Friday, August 1, 2008

Mountains

In the past couple of days I've stumbled upon two accounts of eating-disorder recovery. In one, the writer was a young adult who had entered a treatment facility; in the other, a 14-year-old girl and her family wrestled with anorexia. Both described the "refeeding" process, the part of treatment where food literally becomes medicine.

And there was so much. Food. We're talking up to 4,000 calories a day. At the treatment center, any food left on a plate at the end of a meal or snack period was replaced by an equivalent amount of Boost. In the other account, a mother describes making meal after calorie-dense meal - and her daughter still didn't gain. As it turns out, prolonged restriction changes your metabolism to make weight gain even more difficult to accomplish and maintain.

I was stunned . When I was in my own "refeeding" - from November 2005 to spring 2006 - I never consumed that much. I didn't think it was physically possible (and it barely is, given the tales of painful bloating and cramping). After I was almost pulled out of school, I drank three Boost Plus a day at 300 calories each.
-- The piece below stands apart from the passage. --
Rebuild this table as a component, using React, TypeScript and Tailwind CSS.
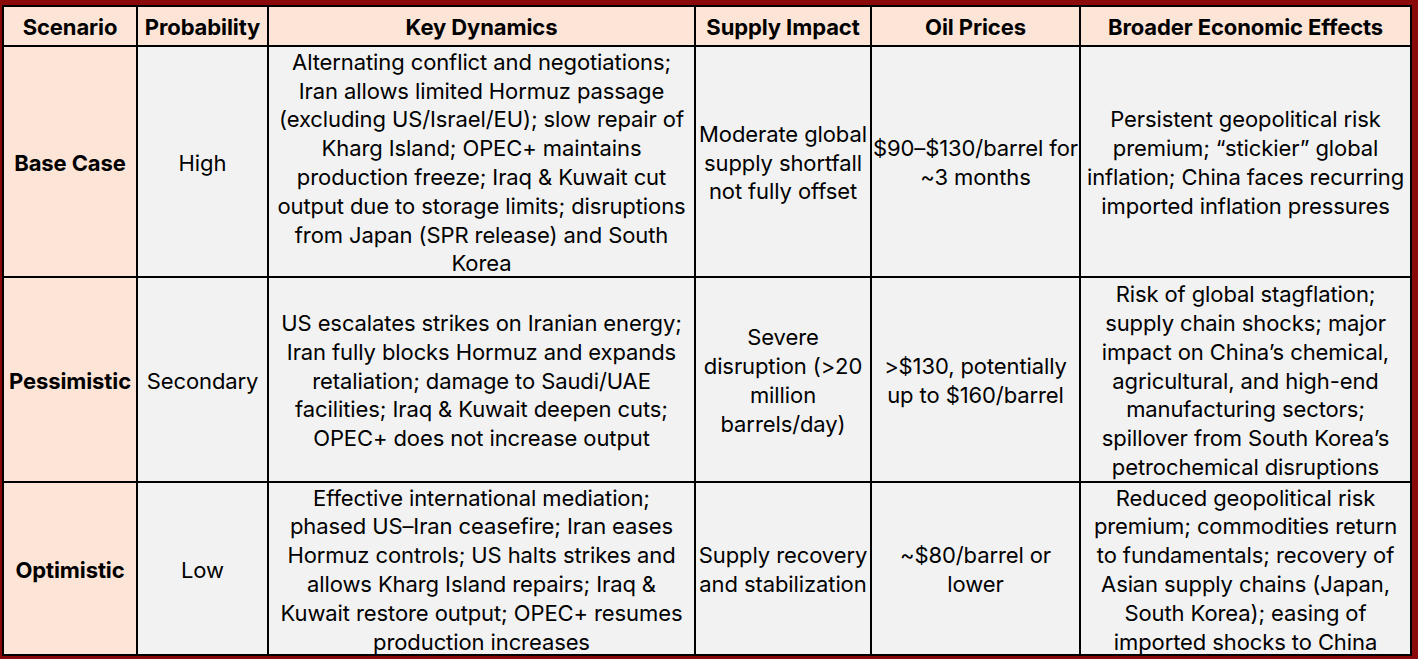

I don't know what my friends thought - after one random Tuesday, I went from picking at a bunless veggie patty to grimly eating every single bite of whatever dining-hall entree seemed to have the least visible grease (they were still pretty gross). And I thought I was eating more than any person could consume without becoming Mr. Stay-Puft. Sometimes I still think I'm eating far, far more than my body needs.

Getting those boobs is going to be harder than I thought.